• [Work instructions]: The records below must be transcribed exactly. Do not include the pictures.

Collection entries
■ ■ ■
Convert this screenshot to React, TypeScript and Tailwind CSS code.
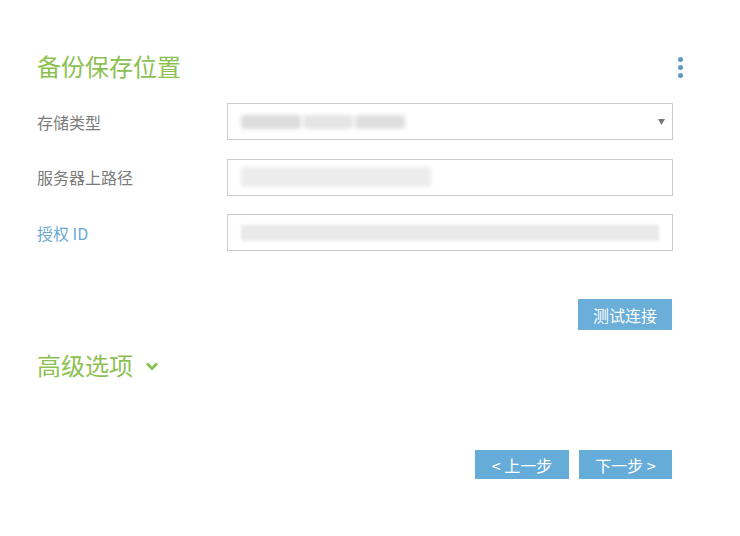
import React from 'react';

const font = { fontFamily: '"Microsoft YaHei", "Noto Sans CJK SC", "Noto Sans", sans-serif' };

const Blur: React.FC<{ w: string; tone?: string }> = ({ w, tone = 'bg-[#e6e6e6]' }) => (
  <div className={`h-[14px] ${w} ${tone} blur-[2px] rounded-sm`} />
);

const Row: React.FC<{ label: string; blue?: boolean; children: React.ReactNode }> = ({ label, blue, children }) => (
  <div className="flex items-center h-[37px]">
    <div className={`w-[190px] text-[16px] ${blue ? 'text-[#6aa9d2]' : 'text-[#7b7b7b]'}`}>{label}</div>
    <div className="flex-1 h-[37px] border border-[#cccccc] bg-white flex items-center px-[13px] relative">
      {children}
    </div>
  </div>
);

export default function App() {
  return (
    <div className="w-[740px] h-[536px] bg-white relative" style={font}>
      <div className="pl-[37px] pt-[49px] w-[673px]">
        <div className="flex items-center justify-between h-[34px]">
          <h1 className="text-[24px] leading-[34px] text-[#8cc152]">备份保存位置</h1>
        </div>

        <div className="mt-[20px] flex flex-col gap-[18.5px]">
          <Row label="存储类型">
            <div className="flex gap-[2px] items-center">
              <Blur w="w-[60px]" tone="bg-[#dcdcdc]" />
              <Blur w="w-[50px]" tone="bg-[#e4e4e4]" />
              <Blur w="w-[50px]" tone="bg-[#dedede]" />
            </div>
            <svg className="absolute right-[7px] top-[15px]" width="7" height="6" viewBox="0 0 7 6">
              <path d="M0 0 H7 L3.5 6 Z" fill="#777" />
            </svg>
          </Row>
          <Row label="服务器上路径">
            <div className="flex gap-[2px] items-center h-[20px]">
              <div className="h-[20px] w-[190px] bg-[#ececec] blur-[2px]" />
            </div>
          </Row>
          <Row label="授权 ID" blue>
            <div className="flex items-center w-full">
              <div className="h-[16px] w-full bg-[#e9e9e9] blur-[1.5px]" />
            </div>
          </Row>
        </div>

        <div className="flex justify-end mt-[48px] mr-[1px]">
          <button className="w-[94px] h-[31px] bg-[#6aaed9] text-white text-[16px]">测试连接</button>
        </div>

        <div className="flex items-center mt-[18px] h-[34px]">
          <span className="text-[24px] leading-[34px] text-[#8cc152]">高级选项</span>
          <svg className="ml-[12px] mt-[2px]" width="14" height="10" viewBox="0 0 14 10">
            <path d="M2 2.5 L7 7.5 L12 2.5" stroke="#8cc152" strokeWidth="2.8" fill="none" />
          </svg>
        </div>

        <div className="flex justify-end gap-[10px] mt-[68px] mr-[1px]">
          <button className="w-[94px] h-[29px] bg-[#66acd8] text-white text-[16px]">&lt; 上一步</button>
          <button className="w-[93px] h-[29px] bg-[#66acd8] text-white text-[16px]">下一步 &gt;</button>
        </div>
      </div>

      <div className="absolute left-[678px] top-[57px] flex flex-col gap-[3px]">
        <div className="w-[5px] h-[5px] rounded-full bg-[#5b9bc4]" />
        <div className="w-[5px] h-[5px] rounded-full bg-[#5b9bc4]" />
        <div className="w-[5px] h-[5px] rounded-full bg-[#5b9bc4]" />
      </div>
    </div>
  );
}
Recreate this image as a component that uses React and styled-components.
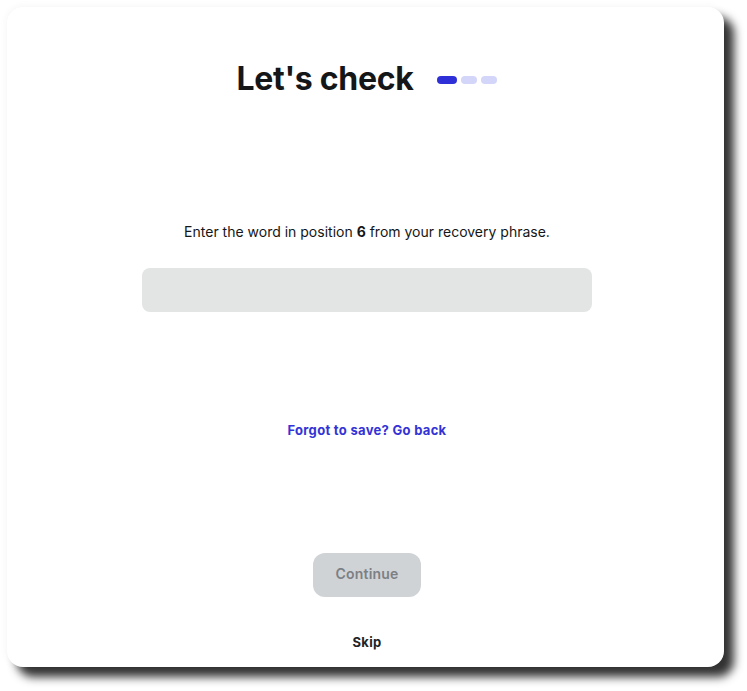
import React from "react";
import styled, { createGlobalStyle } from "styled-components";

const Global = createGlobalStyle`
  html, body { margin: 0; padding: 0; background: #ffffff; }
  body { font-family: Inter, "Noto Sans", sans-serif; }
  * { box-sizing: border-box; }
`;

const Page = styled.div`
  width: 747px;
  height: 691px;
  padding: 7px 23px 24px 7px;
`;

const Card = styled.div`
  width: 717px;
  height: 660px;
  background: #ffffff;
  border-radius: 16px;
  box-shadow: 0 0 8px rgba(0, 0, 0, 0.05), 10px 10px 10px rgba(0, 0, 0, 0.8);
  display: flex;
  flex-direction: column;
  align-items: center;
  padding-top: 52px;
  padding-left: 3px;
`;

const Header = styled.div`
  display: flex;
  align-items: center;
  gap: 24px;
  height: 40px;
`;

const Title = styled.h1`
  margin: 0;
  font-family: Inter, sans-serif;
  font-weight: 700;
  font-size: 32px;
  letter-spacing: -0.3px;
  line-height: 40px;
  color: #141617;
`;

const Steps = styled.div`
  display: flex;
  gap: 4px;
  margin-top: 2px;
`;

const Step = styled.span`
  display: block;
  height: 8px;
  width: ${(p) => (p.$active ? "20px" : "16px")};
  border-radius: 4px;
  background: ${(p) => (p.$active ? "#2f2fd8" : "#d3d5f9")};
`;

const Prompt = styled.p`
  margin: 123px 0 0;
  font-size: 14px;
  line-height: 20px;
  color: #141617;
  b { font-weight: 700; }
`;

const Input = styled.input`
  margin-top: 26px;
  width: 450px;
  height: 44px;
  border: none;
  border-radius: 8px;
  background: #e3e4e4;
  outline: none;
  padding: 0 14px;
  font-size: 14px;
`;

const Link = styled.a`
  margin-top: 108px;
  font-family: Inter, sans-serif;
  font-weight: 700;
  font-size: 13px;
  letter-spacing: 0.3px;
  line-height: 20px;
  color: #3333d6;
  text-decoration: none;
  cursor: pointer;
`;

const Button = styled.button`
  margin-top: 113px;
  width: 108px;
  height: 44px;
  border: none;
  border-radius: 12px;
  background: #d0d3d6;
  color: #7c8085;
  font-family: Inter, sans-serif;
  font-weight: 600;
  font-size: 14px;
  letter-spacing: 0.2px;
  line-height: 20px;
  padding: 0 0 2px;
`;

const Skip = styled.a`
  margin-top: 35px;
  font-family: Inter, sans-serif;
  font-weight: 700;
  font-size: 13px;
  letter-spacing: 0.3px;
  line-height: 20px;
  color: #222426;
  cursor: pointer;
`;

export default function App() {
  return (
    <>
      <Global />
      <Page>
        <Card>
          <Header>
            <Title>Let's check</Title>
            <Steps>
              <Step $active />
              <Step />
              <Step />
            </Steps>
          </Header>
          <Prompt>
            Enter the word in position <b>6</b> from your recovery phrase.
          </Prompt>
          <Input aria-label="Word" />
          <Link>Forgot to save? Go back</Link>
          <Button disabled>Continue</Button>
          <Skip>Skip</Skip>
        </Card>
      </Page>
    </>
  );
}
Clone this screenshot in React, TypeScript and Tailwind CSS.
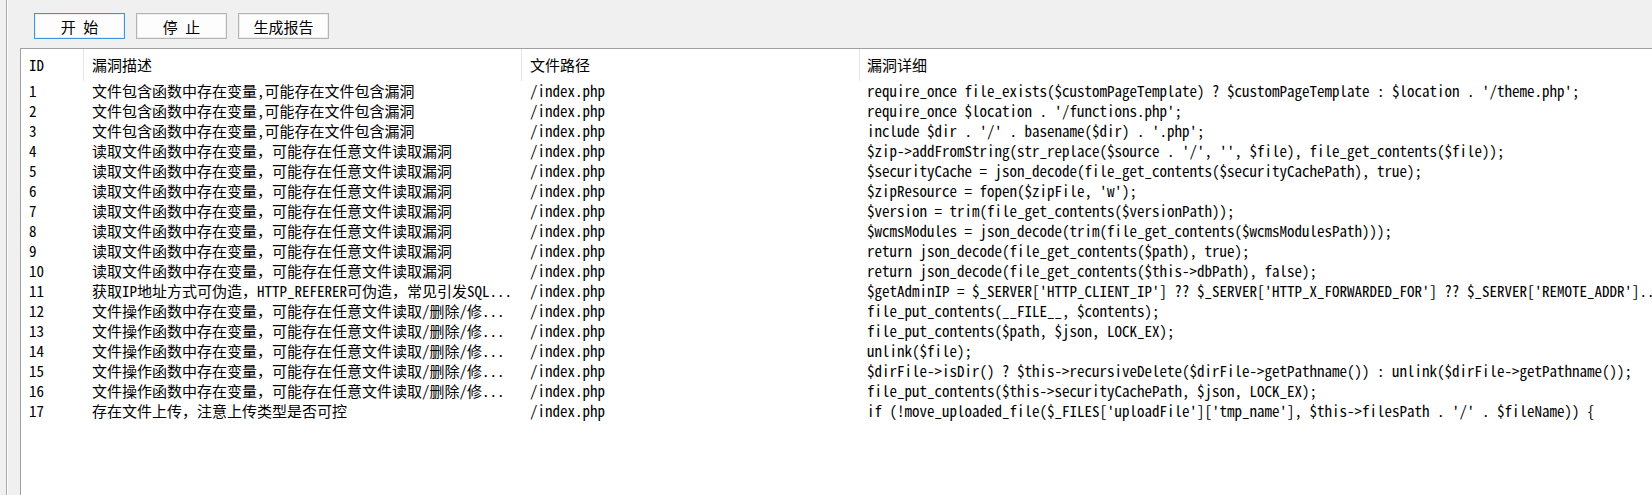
■ ■ ■
• [Problem solution]:
Convert this screenshot to React, TypeScript and Tailwind CSS code.
import React from 'react';

const font = { fontFamily: '"Microsoft YaHei", "Noto Sans CJK SC", "Noto Sans", sans-serif' };

const Blur: React.FC<{ w: string; tone?: string }> = ({ w, tone = 'bg-[#e6e6e6]' }) => (
  <div className={`h-[14px] ${w} ${tone} blur-[2px] rounded-sm`} />
);

const Row: React.FC<{ label: string; blue?: boolean; children: React.ReactNode }> = ({ label, blue, children }) => (
  <div className="flex items-center h-[37px]">
    <div className={`w-[190px] text-[16px] ${blue ? 'text-[#6aa9d2]' : 'text-[#7b7b7b]'}`}>{label}</div>
    <div className="flex-1 h-[37px] border border-[#cccccc] bg-white flex items-center px-[13px] relative">
      {children}
    </div>
  </div>
);

export default function App() {
  return (
    <div className="w-[740px] h-[536px] bg-white relative" style={font}>
      <div className="pl-[37px] pt-[49px] w-[673px]">
        <div className="flex items-center justify-between h-[34px]">
          <h1 className="text-[24px] leading-[34px] text-[#8cc152]">备份保存位置</h1>
        </div>

        <div className="mt-[20px] flex flex-col gap-[18.5px]">
          <Row label="存储类型">
            <div className="flex gap-[2px] items-center">
              <Blur w="w-[60px]" tone="bg-[#dcdcdc]" />
              <Blur w="w-[50px]" tone="bg-[#e4e4e4]" />
              <Blur w="w-[50px]" tone="bg-[#dedede]" />
            </div>
            <svg className="absolute right-[7px] top-[15px]" width="7" height="6" viewBox="0 0 7 6">
              <path d="M0 0 H7 L3.5 6 Z" fill="#777" />
            </svg>
          </Row>
          <Row label="服务器上路径">
            <div className="flex gap-[2px] items-center h-[20px]">
              <div className="h-[20px] w-[190px] bg-[#ececec] blur-[2px]" />
            </div>
          </Row>
          <Row label="授权 ID" blue>
            <div className="flex items-center w-full">
              <div className="h-[16px] w-full bg-[#e9e9e9] blur-[1.5px]" />
            </div>
          </Row>
        </div>

        <div className="flex justify-end mt-[48px] mr-[1px]">
          <button className="w-[94px] h-[31px] bg-[#6aaed9] text-white text-[16px]">测试连接</button>
        </div>

        <div className="flex items-center mt-[18px] h-[34px]">
          <span className="text-[24px] leading-[34px] text-[#8cc152]">高级选项</span>
          <svg className="ml-[12px] mt-[2px]" width="14" height="10" viewBox="0 0 14 10">
            <path d="M2 2.5 L7 7.5 L12 2.5" stroke="#8cc152" strokeWidth="2.8" fill="none" />
          </svg>
        </div>

        <div className="flex justify-end gap-[10px] mt-[68px] mr-[1px]">
          <button className="w-[94px] h-[29px] bg-[#66acd8] text-white text-[16px]">&lt; 上一步</button>
          <button className="w-[93px] h-[29px] bg-[#66acd8] text-white text-[16px]">下一步 &gt;</button>
        </div>
      </div>

      <div className="absolute left-[678px] top-[57px] flex flex-col gap-[3px]">
        <div className="w-[5px] h-[5px] rounded-full bg-[#5b9bc4]" />
        <div className="w-[5px] h-[5px] rounded-full bg-[#5b9bc4]" />
        <div className="w-[5px] h-[5px] rounded-full bg-[#5b9bc4]" />
      </div>
    </div>
  );
}
Recreate this image as a component that uses React and styled-components.
import React from "react";
import styled, { createGlobalStyle } from "styled-components";

const Global = createGlobalStyle`
  html, body { margin: 0; padding: 0; background: #ffffff; }
  body { font-family: Inter, "Noto Sans", sans-serif; }
  * { box-sizing: border-box; }
`;

const Page = styled.div`
  width: 747px;
  height: 691px;
  padding: 7px 23px 24px 7px;
`;

const Card = styled.div`
  width: 717px;
  height: 660px;
  background: #ffffff;
  border-radius: 16px;
  box-shadow: 0 0 8px rgba(0, 0, 0, 0.05), 10px 10px 10px rgba(0, 0, 0, 0.8);
  display: flex;
  flex-direction: column;
  align-items: center;
  padding-top: 52px;
  padding-left: 3px;
`;

const Header = styled.div`
  display: flex;
  align-items: center;
  gap: 24px;
  height: 40px;
`;

const Title = styled.h1`
  margin: 0;
  font-family: Inter, sans-serif;
  font-weight: 700;
  font-size: 32px;
  letter-spacing: -0.3px;
  line-height: 40px;
  color: #141617;
`;

const Steps = styled.div`
  display: flex;
  gap: 4px;
  margin-top: 2px;
`;

const Step = styled.span`
  display: block;
  height: 8px;
  width: ${(p) => (p.$active ? "20px" : "16px")};
  border-radius: 4px;
  background: ${(p) => (p.$active ? "#2f2fd8" : "#d3d5f9")};
`;

const Prompt = styled.p`
  margin: 123px 0 0;
  font-size: 14px;
  line-height: 20px;
  color: #141617;
  b { font-weight: 700; }
`;

const Input = styled.input`
  margin-top: 26px;
  width: 450px;
  height: 44px;
  border: none;
  border-radius: 8px;
  background: #e3e4e4;
  outline: none;
  padding: 0 14px;
  font-size: 14px;
`;

const Link = styled.a`
  margin-top: 108px;
  font-family: Inter, sans-serif;
  font-weight: 700;
  font-size: 13px;
  letter-spacing: 0.3px;
  line-height: 20px;
  color: #3333d6;
  text-decoration: none;
  cursor: pointer;
`;

const Button = styled.button`
  margin-top: 113px;
  width: 108px;
  height: 44px;
  border: none;
  border-radius: 12px;
  background: #d0d3d6;
  color: #7c8085;
  font-family: Inter, sans-serif;
  font-weight: 600;
  font-size: 14px;
  letter-spacing: 0.2px;
  line-height: 20px;
  padding: 0 0 2px;
`;

const Skip = styled.a`
  margin-top: 35px;
  font-family: Inter, sans-serif;
  font-weight: 700;
  font-size: 13px;
  letter-spacing: 0.3px;
  line-height: 20px;
  color: #222426;
  cursor: pointer;
`;

export default function App() {
  return (
    <>
      <Global />
      <Page>
        <Card>
          <Header>
            <Title>Let's check</Title>
            <Steps>
              <Step $active />
              <Step />
              <Step />
            </Steps>
          </Header>
          <Prompt>
            Enter the word in position <b>6</b> from your recovery phrase.
          </Prompt>
          <Input aria-label="Word" />
          <Link>Forgot to save? Go back</Link>
          <Button disabled>Continue</Button>
          <Skip>Skip</Skip>
        </Card>
      </Page>
    </>
  );
}
Clone this screenshot in React, TypeScript and Tailwind CSS.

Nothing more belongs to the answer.